We’ve just uploaded a spin-off research paper to arXiv titled “Sparse Unsupervised Capsules Generalize Better”. So what’s it all about?
You may have heard of Capsules Networks already – if not, have a read of one of these blog articles (here, here, here, or here (EM routing)), watch this video, or consult one of the two recent key papers:
- Dynamic Routing between Capsules (Sabour et al. 2017)
- Matrix Capsules with EM-Routing (Hinton et al. 2018)
Briefly, Capsules output a vector of parameters that describe the state of the entity represented by the capsule – for example, the pose of an object, or some information about the shape of a specific object instance. After training, it is shown that Capsules discover “equivariances”: These are ways in which the parameters can describe continuous changes in an entity. In the case of MNIST digits, this includes stroke width and digit skew. In our work, which is unsupervised, equivariances also include digit transformations (e.g. from a 3 to a 5, as shown in the figure above).
In addition, Capsules networks have a mechanism called Dynamic Routing that builds a “parse-tree” from the Capsules. The parse tree is a subset of Capsules across many layers that collectively agree on what is being observed in the input. As a result, after routing, the Capsules network describes the configuration of a set of entities it has found in the input, using a subset of all the available Capsules.
Attention & Selective Memory
We are interested in capsules for several reasons. First, there may be important representational gains from the Capsules approach. We are also impressed with the dynamic routing mechanism of integrating feedback in a stable manner, and that routing can also be used as a selection mechanism to drive the memory towards particular perceptions. We can already see an example of this in the Multi-MNIST classification task from Sabour et al. (see figure). Finally, routing also provides an attention mechanism, because routing weights can be targeted at particular areas of the hierarchy. So with a Capsules network, we get stable feedback integration, selective memory and an attention mechanism straight out of the box!
Given our focus, we made an unsupervised Capsules network derived from the Dynamic Routing between Capsules (Sabour et al. 2017) implementation. As our paper explains, simply making the network unsupervised didn’t work.
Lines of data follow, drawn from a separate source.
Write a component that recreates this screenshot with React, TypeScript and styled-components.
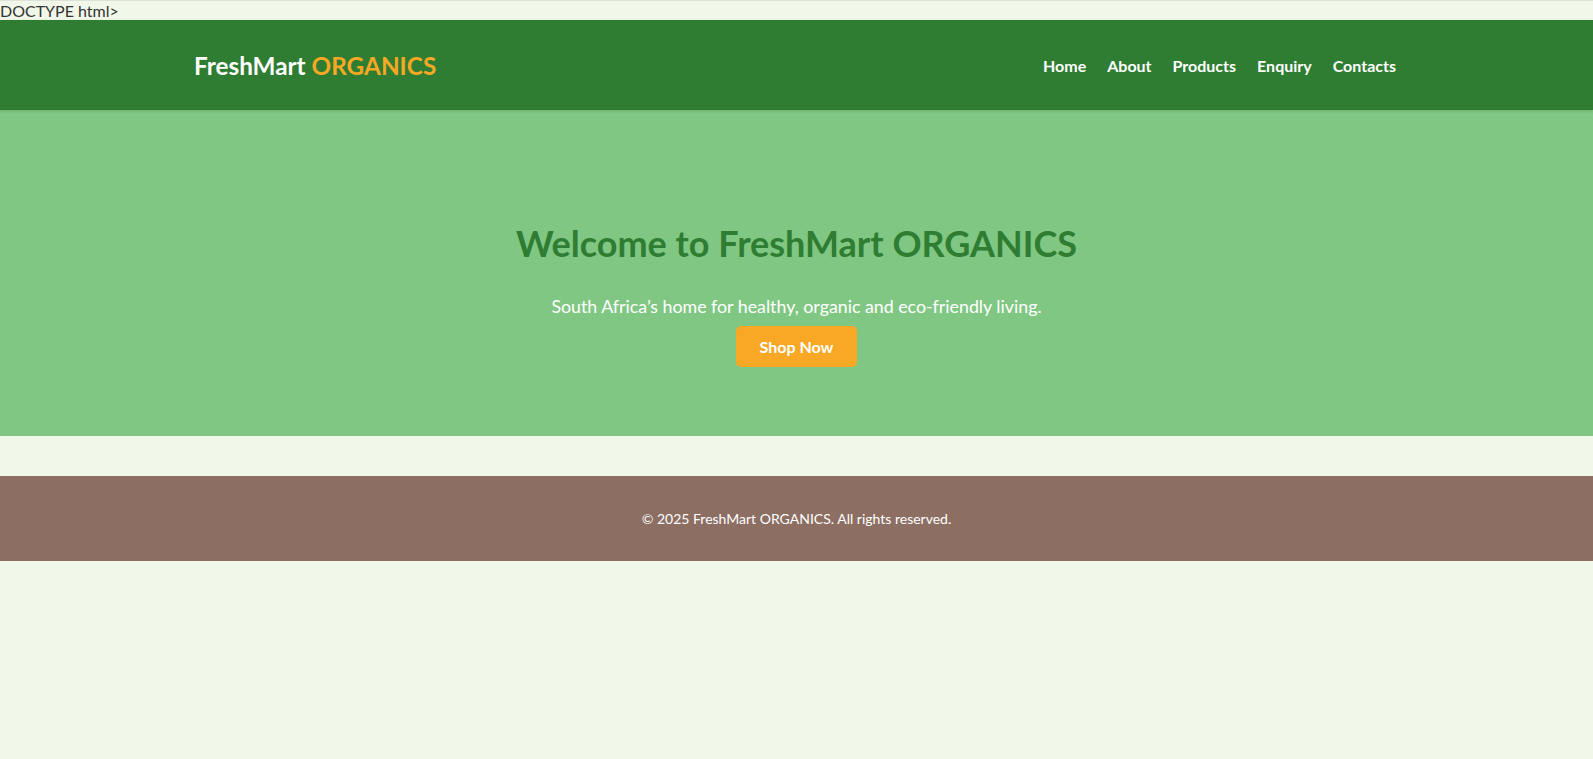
import React from "react";
import styled, { createGlobalStyle } from "styled-components";

const GlobalStyle = createGlobalStyle`
  html, body {
    margin: 0;
    padding: 0;
  }
  body {
    background: #f1f8e9;
    color: #333;
    font-family: Lato, "Open Sans", "Liberation Sans", sans-serif;
    border-top: 1px solid #dde3d8;
    min-height: 758px;
  }
`;

const Stray = styled.div`
  font-size: 16px;
  line-height: 19px;
  height: 19px;
  color: #333;
`;

const Header = styled.header`
  background: #2e7d32;
  height: 90px;
  display: flex;
  justify-content: center;
  padding-right: 3px;
  box-shadow: 0 1px 3px rgba(0, 0, 0, 0.15);
  position: relative;
  z-index: 1;
`;

const HeaderInner = styled.div`
  width: 1202px;
  display: flex;
  align-items: center;
  justify-content: space-between;
`;

const Logo = styled.div`
  font-size: 24.3px;
  font-weight: 700;
  color: #fff;
`;

const Accent = styled.span`
  color: #f9a825;
`;

const Nav = styled.nav`
  display: flex;
  gap: 21px;
`;

const NavLink = styled.a`
  color: #fff;
  font-weight: 700;
  font-size: 16px;
  text-decoration: none;
`;

const Hero = styled.section`
  background: #81c784;
  padding: 112px 20px 69px;
  text-align: center;
`;

const Title = styled.h2`
  margin: 0 0 30px;
  font-size: 36px;
  line-height: 43px;
  font-weight: 700;
  color: #2e7d32;
`;

const Lead = styled.p`
  margin: 0 0 9px;
  font-size: 17.8px;
  line-height: 22px;
  color: #fff;
`;

const Button = styled.a`
  display: inline-block;
  background: #f9a825;
  color: #fff;
  font-weight: 700;
  font-size: 16px;
  line-height: 19px;
  padding: 11px 24px;
  border-radius: 5px;
  text-decoration: none;
`;

const Footer = styled.footer`
  margin-top: 40px;
  background: #8d6e63;
  color: #fff;
  text-align: center;
  padding: 34px 0;
  font-size: 14px;
  line-height: 17px;
`;

export default function App() {
  return (
    <>
      <GlobalStyle />
      <Stray>DOCTYPE html&gt;</Stray>
      <Header>
        <HeaderInner>
          <Logo>
            FreshMart <Accent>ORGANICS</Accent>
          </Logo>
          <Nav>
            <NavLink href="#">Home</NavLink>
            <NavLink href="#">About</NavLink>
            <NavLink href="#">Products</NavLink>
            <NavLink href="#">Enquiry</NavLink>
            <NavLink href="#">Contacts</NavLink>
          </Nav>
        </HeaderInner>
      </Header>
      <Hero>
        <Title>Welcome to FreshMart ORGANICS</Title>
        <Lead>South Africa’s home for healthy, organic and eco-friendly living.</Lead>
        <Button href="#">Shop Now</Button>
      </Hero>
      <Footer>© 2025 FreshMart ORGANICS. All rights reserved.</Footer>
    </>
  );
}
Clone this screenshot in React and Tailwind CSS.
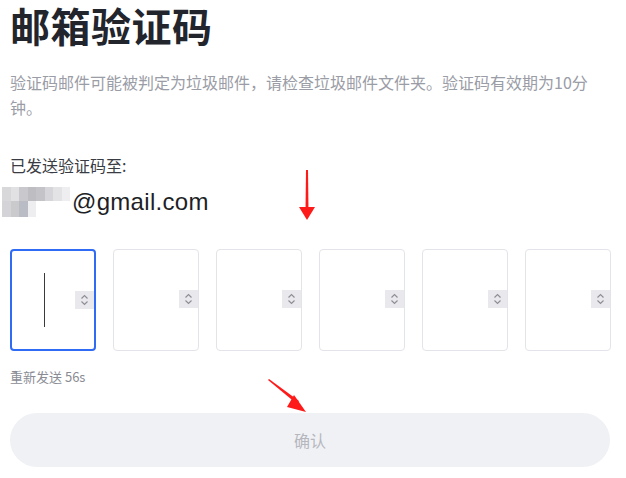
import React from "react";

const cjk = { fontFamily: '"Noto Sans CJK SC", "Noto Sans", sans-serif' };

function Spinner() {
  return (
    <div className="absolute right-0 top-[40px] w-[19px] h-[18px] bg-[#e9e9ed] flex items-center justify-center">
      <svg width="9" height="12" viewBox="0 0 9 12" fill="none" stroke="#8d8e96" strokeWidth="1.2">
        <path d="M1.5 4.5 L4.5 1.5 L7.5 4.5" />
        <path d="M1.5 7.5 L4.5 10.5 L7.5 7.5" />
      </svg>
    </div>
  );
}

function CodeBox({ active }) {
  return (
    <div
      className={
        "relative shrink-0 w-[86px] h-[102px] rounded-[4px] bg-white " +
        (active ? "border-2 border-[#2f6bf5]" : "border border-[#e3e4ea]")
      }
    >
      {active && <div className="absolute left-[32px] top-[22px] w-[1px] h-[54px] bg-[#3a3a3a]" />}
      <Spinner />
    </div>
  );
}

function BlurredName() {
  const top = ["#d8d8db", "#e1e1e4", "#c9c9cd", "#bdbdc2", "#c4c4c8", "#d6d6da", "#e3e3e6", "#eeeef0"];
  const bottom = ["#d4d4d8", "#cacacd", "#b9bcc4", "#eeeef1", "#ffffff", "#ffffff", "#ffffff", "#ffffff"];
  return (
    <div className="flex flex-col w-[68px] h-[30px] mr-[2px]">
      <div className="flex h-[14px]">
        {top.map((c, i) => (
          <div key={i} className="flex-1" style={{ background: c }} />
        ))}
      </div>
      <div className="flex h-[16px]">
        {bottom.map((c, i) => (
          <div key={i} className="flex-1" style={{ background: c }} />
        ))}
      </div>
    </div>
  );
}

export default function App() {
  return (
    <div className="relative w-[626px] h-[478px] bg-white overflow-hidden" style={cjk}>
      <div className="px-[10px] pt-[1px]">
        <h1 className="text-[40px] leading-[48px] font-bold text-[#23252d] tracking-[0.5px]">邮箱验证码</h1>
        <p className="mt-[21px] text-[16px] leading-[25px] text-[#9a9ca6] w-[600px]">
          验证码邮件可能被判定为垃圾邮件，请检查垃圾邮件文件夹。验证码有效期为10分钟。
        </p>

        <div className="mt-[33px] text-[16px] leading-[24px] text-[#3a3c44]">已发送验证码至:</div>
        <div className="mt-[10px] flex items-center ml-[-8px]">
          <BlurredName />
          <span
            className="text-[24px] leading-[30px] text-[#1d1f26] tracking-[0.3px]"
            style={{ fontFamily: '"Liberation Sans", Arial, sans-serif' }}
          >
            @gmail.com
          </span>
        </div>

        <div className="mt-[32px] flex gap-[17px]">
          <CodeBox active />
          <CodeBox />
          <CodeBox />
          <CodeBox />
          <CodeBox />
          <CodeBox />
        </div>

        <div className="mt-[16px] text-[13px] leading-[20px] text-[#8a8c94]">重新发送 56s</div>

        <button className="mt-[26px] w-[600px] h-[54px] rounded-full bg-[#f0f1f5] text-[16px] text-[#b6b7bd]">
          确认
        </button>
      </div>

      {/* annotation arrows */}
      <svg className="absolute left-[296px] top-[168px]" width="22" height="54" viewBox="0 0 22 54">
        <path d="M10 2 L12 2 L12.5 42 L9.5 42 Z" fill="#ff1a1a" />
        <path d="M3 39 L19 39 L11 52 Z" fill="#ff1a1a" />
      </svg>
      <svg className="absolute left-[264px] top-[376px]" width="48" height="40" viewBox="0 0 48 40">
        <path d="M4 4 L5 3 L35 25 L33 28 Z" fill="#ff1a1a" />
        <path d="M30 19 L42 36 L23 31 Z" fill="#ff1a1a" />
      </svg>
    </div>
  );
}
We had to add a form of sparse training as well.
In Sabour et al. they trained the network on MNIST images and then tested classification accuracy on affNIST images (affine-transformed MNIST), achieving 79% accuracy. They also report 66% accuracy for a conventional convolutional network with a similar number of parameters. This suggests that the Capsules representation was able to generalize from MNIST to affNIST.
In our work, we trained our sparse unsupervised capsules network on MNIST and then used an SVM to classify affNIST digit labels given the activity of the deepest unsupervised capsules layer. We managed to improve the affNIST score to 90%! Hence, we conclude that sparse unsupervised capsules do generalize better than supervised capsules, at least in their current form.
We compared our score to all the affNIST results we could find, and noticed that our result is similar or better than most conventional networks even when they are trained on affNIST directly. This looks promising for capsules in general.
Our result also has another implication. Supervised training of latent capsules layers enforces sparseness in shallower layers too. But this effect will only work to a limited depth. Our investigation of the properties of dense unsupervised capsules suggests that without sparse training, you can’t have deep capsules networks. Sparse training might be a key enabler of deep capsules networks.
You can see some of the equivariances produced by our network in the headline image at the top of this page. Since the network is unsupervised, the equivariances produced include digit morphing.